I began my newspaper habit as a kid, following bylines the way many boys followed box scores. In high school, when I was invited to a weekend-long student journalism conference featuring Ed Anderson, I quickly agreed.
I knew Ed as The Times-Picayune reporter who wrote lots of stories about city government before moving to the Picayune’s capitol bureau in Baton Rouge. He seemed like the kind of newspaperman I wanted to be.
I’d written a few stories for my high school paper and a small weekly, and I brought along a stack of them to share with Ed. I couldn’t wait for him to tell me what a genius I was.
Ed approached me the next morning with my articles in hand. They were bright red, as if he’d used them to bludgeon someone to death. The only casualty, as it turned out, was my adolescent ego. With an editing marker, Ed had circled every sentence that was unclear, overwrought, self-indulgent. I was then in the midst of what might be called my high baroque period of composition, churning out prose adorned with elaborate ornament and devious complexity. Ed quietly suggested that for a newspaper writer, simple English would do.
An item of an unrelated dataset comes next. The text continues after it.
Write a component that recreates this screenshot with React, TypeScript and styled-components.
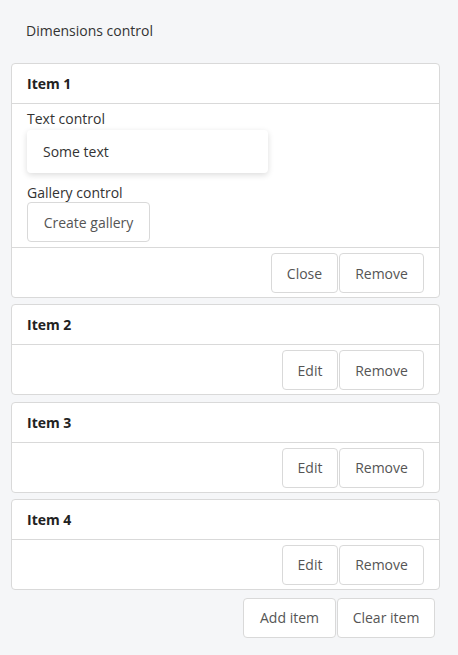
import React from "react";
import styled, { createGlobalStyle } from "styled-components";

const GlobalStyle = createGlobalStyle`
  html, body {
    margin: 0;
    padding: 0;
    background: #f5f6f8;
    font-family: "Open Sans", "Noto Sans", Arial, sans-serif;
    font-size: 14px;
    color: #333;
  }
  * { box-sizing: border-box; }
`;

const Page = styled.div`
  padding: 21px 18px 17px 11px;
  width: 458px;
`;

const Title = styled.div`
  margin-left: 15px;
  line-height: 20px;
  font-size: 14px;
  color: #333;
  margin-bottom: 22px;
`;

const List = styled.div`
  display: flex;
  flex-direction: column;
  gap: 6.3px;
`;

const Card = styled.div`
  background: #fff;
  border: 1px solid #d9d9d9;
  border-radius: 4px;
`;

const CardHeader = styled.div`
  height: 40px;
  display: flex;
  align-items: center;
  padding: 0 15px;
  font-weight: 700;
  font-size: 14px;
  color: #222;
  border-bottom: 1px solid #d9d9d9;
`;

const CardBody = styled.div`
  padding: 5px 15px 5px 15px;
  border-bottom: 1px solid #d9d9d9;
  display: flex;
  flex-direction: column;
  align-items: flex-start;
`;

const Label = styled.div<{ $tight?: boolean }>`
  line-height: ${(p) => (p.$tight ? "18px" : "20px")};
  color: #333;
`;

const TextBox = styled.div`
  width: 241px;
  height: 43px;
  margin-top: 1px;
  margin-bottom: 11px;
  display: flex;
  align-items: center;
  padding: 0 16px;
  border-radius: 4px;
  background: #fff;
  box-shadow: 0 2px 6px rgba(0, 0, 0, 0.14);
  color: #333;
`;

const CardFooter = styled.div`
  display: flex;
  justify-content: flex-end;
  gap: 1px;
  padding: 5px 15px 4px 15px;
`;

const Button = styled.button<{ $w?: number }>`
  height: 40px;
  ${(p) => (p.$w ? `width: ${p.$w}px;` : "")}
  padding: 0;
  white-space: nowrap;
  background: #fff;
  border: 1px solid #d9d9d9;
  border-radius: 4px;
  font-family: inherit;
  font-size: 14px;
  color: #555;
  cursor: pointer;
`;

const Actions = styled.div`
  display: flex;
  justify-content: flex-end;
  gap: 1px;
  margin-top: 8px;
  padding-right: 5px;
`;

const items = ["Item 2", "Item 3", "Item 4"];

export default function App() {
  return (
    <>
      <GlobalStyle />
      <Page>
        <Title>Dimensions control</Title>
        <List>
          <Card>
            <CardHeader>Item 1</CardHeader>
            <CardBody>
              <Label>Text control</Label>
              <TextBox>Some text</TextBox>
              <Label $tight>Gallery control</Label>
              <Button $w={123}>Create gallery</Button>
            </CardBody>
            <CardFooter>
              <Button $w={67}>Close</Button>
              <Button $w={85}>Remove</Button>
            </CardFooter>
          </Card>
          {items.map((name) => (
            <Card key={name}>
              <CardHeader>{name}</CardHeader>
              <CardFooter>
                <Button $w={56}>Edit</Button>
                <Button $w={85}>Remove</Button>
              </CardFooter>
            </Card>
          ))}
        </List>
        <Actions>
          <Button $w={93}>Add item</Button>
          <Button $w={98}>Clear item</Button>
        </Actions>
      </Page>
    </>
  );
}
He walked me through every line of every story, showing me what I had done, then what I should have done. I left our session feeling humbled but inspired. In critiquing my work, rather than blandly patting me on the back, Ed had shown me that he took me seriously and that he took the craft of journalism seriously, too. From him, I got my first deep sense that newspapering could be not only a job but a calling.
Ed believed that newspaper writing should call attention to the subject, not the writer.
The current fashion in personality-driven journalism, in which reporters are encouraged to develop their own “brand,” was alien to him.
I’m told that Ed disliked being assigned “thought pieces,” those lengthy interpretive articles, usually reserved for the Sunday paper, which aspire to tell readers What It All Means. He preferred the daily grind of the government beat, assuming that if readers knew who did what and who said what, they could fathom the big picture for themselves.
I followed Ed into newspapering, and we stayed in touch.
A few weeks ago, after he fell ill with the cancer and related complications that would soon claim his life, I visited him in the hospital. Calmly, he related his prognosis and his odds for survival.
That was just like Ed, I thought — the man with a true journalist’s gift for seeing things just as they are, not as we would wish them to be.
It is often the curse of growing up that in becoming adults, we have to leave the idols of our youth behind. But as I reminded Ed not long before his death, he remained my hero to the end.